Given task ::
Check each line of the listing for the string "React", then state how many lines have it. Only the number is wanted.

Material provided ::

----------

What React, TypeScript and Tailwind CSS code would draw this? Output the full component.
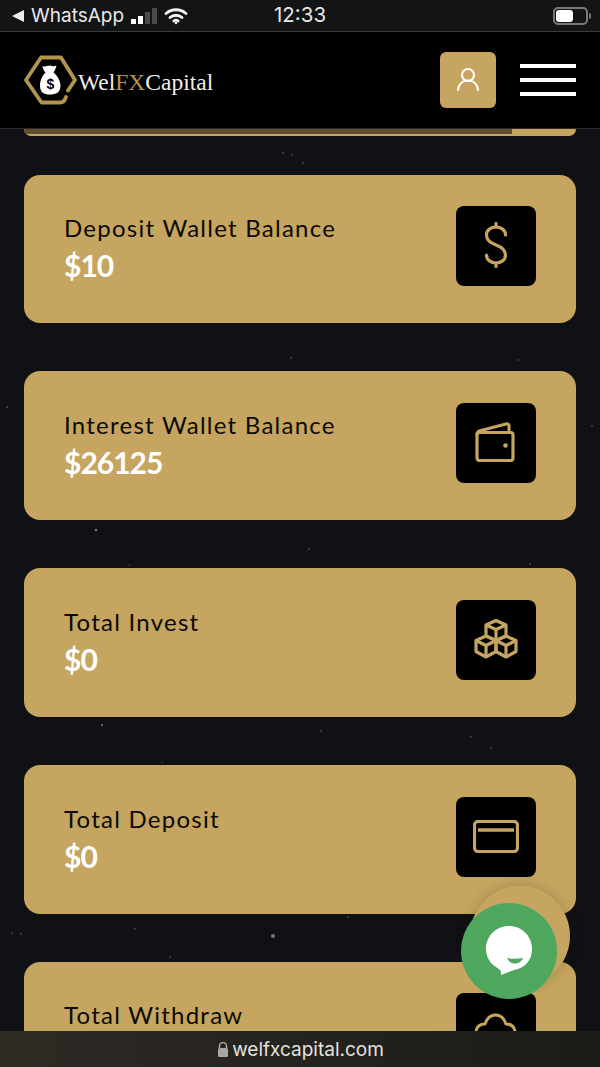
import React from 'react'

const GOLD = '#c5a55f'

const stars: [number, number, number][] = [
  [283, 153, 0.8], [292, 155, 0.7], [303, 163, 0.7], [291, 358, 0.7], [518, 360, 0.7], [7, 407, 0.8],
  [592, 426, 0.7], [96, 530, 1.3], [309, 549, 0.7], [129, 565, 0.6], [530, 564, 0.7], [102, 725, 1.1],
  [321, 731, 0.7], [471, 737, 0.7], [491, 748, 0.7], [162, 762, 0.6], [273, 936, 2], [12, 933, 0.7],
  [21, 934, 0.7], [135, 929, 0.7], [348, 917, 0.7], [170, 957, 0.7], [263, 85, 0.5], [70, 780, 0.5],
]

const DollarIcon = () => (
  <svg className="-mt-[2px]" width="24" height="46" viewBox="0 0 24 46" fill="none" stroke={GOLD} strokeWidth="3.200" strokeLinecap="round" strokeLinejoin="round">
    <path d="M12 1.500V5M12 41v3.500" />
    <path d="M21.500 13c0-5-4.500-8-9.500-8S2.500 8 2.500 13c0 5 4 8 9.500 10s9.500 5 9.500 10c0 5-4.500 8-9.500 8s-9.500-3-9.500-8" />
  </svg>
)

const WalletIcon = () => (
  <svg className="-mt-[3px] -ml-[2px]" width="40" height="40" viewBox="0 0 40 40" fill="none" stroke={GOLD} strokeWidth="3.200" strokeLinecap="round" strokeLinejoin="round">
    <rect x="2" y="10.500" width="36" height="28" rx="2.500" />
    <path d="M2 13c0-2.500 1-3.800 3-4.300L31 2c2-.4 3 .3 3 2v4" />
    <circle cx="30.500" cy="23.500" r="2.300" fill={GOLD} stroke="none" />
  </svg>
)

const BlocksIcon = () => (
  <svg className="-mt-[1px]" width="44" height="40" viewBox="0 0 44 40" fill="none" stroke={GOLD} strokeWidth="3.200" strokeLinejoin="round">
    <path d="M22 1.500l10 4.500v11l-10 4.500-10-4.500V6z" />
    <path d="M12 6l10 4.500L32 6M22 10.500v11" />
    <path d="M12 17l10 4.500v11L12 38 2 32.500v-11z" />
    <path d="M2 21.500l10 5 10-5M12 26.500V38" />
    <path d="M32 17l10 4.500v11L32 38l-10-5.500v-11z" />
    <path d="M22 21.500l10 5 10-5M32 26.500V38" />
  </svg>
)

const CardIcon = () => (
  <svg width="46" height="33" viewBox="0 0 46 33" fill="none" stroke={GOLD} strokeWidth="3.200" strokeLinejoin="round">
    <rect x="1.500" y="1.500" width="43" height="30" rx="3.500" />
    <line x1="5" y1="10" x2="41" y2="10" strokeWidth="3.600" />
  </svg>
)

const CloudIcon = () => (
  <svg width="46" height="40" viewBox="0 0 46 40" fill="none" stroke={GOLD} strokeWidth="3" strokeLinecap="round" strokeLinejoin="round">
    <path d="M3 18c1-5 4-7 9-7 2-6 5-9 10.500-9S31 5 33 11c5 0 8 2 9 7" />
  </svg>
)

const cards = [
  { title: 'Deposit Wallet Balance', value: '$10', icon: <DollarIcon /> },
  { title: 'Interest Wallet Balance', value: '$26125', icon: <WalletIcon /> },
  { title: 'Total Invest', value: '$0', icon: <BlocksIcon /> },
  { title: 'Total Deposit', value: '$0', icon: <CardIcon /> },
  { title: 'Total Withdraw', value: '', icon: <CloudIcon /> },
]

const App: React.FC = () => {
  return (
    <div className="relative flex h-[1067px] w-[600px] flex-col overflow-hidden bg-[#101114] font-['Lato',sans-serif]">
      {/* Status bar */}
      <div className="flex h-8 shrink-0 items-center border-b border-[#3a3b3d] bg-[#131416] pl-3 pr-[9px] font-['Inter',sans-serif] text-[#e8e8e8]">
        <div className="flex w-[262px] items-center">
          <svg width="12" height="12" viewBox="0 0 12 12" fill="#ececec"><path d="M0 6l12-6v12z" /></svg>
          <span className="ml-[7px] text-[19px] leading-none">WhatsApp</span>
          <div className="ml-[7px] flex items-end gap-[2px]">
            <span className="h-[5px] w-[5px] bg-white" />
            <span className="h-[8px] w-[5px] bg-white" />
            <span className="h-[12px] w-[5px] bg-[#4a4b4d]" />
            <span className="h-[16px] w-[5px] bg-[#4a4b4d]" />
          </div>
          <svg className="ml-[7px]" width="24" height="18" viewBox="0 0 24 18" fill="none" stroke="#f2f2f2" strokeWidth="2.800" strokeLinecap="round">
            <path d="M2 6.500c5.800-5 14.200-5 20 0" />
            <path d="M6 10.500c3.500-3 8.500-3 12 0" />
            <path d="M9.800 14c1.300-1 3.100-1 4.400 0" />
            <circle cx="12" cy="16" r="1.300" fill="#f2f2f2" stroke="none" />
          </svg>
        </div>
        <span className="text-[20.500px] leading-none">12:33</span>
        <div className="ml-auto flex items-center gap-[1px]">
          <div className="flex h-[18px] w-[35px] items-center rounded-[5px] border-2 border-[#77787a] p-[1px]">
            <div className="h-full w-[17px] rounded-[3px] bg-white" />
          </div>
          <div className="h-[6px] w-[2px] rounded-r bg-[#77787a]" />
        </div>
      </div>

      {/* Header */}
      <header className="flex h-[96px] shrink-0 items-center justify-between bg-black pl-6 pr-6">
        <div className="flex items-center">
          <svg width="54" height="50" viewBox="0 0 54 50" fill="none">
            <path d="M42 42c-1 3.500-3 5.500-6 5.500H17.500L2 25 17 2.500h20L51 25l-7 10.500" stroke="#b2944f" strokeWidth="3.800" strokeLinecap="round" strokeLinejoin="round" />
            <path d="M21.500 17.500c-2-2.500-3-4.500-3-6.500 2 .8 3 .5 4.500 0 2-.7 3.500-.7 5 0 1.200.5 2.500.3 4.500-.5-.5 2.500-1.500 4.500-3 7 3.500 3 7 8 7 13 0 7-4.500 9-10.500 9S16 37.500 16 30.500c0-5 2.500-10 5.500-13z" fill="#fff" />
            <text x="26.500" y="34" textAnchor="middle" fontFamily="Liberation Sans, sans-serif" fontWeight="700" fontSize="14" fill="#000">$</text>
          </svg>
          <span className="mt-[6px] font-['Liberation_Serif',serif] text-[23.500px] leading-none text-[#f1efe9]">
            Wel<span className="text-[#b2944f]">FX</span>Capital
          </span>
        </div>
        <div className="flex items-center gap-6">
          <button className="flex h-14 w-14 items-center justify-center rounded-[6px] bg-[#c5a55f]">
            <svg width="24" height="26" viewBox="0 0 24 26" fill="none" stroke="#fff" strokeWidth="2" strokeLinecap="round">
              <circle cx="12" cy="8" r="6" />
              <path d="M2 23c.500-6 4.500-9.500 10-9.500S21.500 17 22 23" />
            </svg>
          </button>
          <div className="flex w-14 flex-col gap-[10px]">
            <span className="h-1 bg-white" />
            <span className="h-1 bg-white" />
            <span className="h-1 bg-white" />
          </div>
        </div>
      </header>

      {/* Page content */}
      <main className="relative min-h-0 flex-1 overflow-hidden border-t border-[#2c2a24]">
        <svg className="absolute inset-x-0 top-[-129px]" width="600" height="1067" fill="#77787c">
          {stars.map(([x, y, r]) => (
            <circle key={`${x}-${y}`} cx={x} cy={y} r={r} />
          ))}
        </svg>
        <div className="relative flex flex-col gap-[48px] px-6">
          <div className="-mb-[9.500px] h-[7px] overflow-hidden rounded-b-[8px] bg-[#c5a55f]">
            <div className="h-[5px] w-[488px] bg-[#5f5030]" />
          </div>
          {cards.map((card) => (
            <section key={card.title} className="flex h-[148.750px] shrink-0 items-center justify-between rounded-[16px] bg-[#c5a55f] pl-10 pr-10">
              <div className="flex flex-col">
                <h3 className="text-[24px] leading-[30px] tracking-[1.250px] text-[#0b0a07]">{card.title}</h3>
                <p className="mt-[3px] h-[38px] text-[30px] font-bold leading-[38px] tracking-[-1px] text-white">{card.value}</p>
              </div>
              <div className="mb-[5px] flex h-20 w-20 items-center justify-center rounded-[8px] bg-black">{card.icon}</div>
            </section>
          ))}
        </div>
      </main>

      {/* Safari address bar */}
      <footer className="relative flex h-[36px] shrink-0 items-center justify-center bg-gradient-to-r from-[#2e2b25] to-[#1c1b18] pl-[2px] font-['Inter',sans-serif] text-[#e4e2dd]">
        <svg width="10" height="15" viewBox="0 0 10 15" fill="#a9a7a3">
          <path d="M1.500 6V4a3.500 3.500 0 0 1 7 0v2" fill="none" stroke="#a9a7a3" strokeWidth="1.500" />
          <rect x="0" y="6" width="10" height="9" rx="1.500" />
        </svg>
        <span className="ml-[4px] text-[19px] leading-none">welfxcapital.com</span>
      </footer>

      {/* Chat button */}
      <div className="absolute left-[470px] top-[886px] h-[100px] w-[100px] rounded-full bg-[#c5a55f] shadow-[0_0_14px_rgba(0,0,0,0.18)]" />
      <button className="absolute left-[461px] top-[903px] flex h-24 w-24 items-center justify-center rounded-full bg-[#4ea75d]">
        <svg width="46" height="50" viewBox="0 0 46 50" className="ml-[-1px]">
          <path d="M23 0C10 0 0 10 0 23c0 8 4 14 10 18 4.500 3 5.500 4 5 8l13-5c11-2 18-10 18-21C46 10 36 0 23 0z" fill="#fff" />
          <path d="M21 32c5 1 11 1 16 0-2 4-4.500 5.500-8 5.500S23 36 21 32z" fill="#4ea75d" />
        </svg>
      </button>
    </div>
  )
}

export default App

----------

Task solution ::
3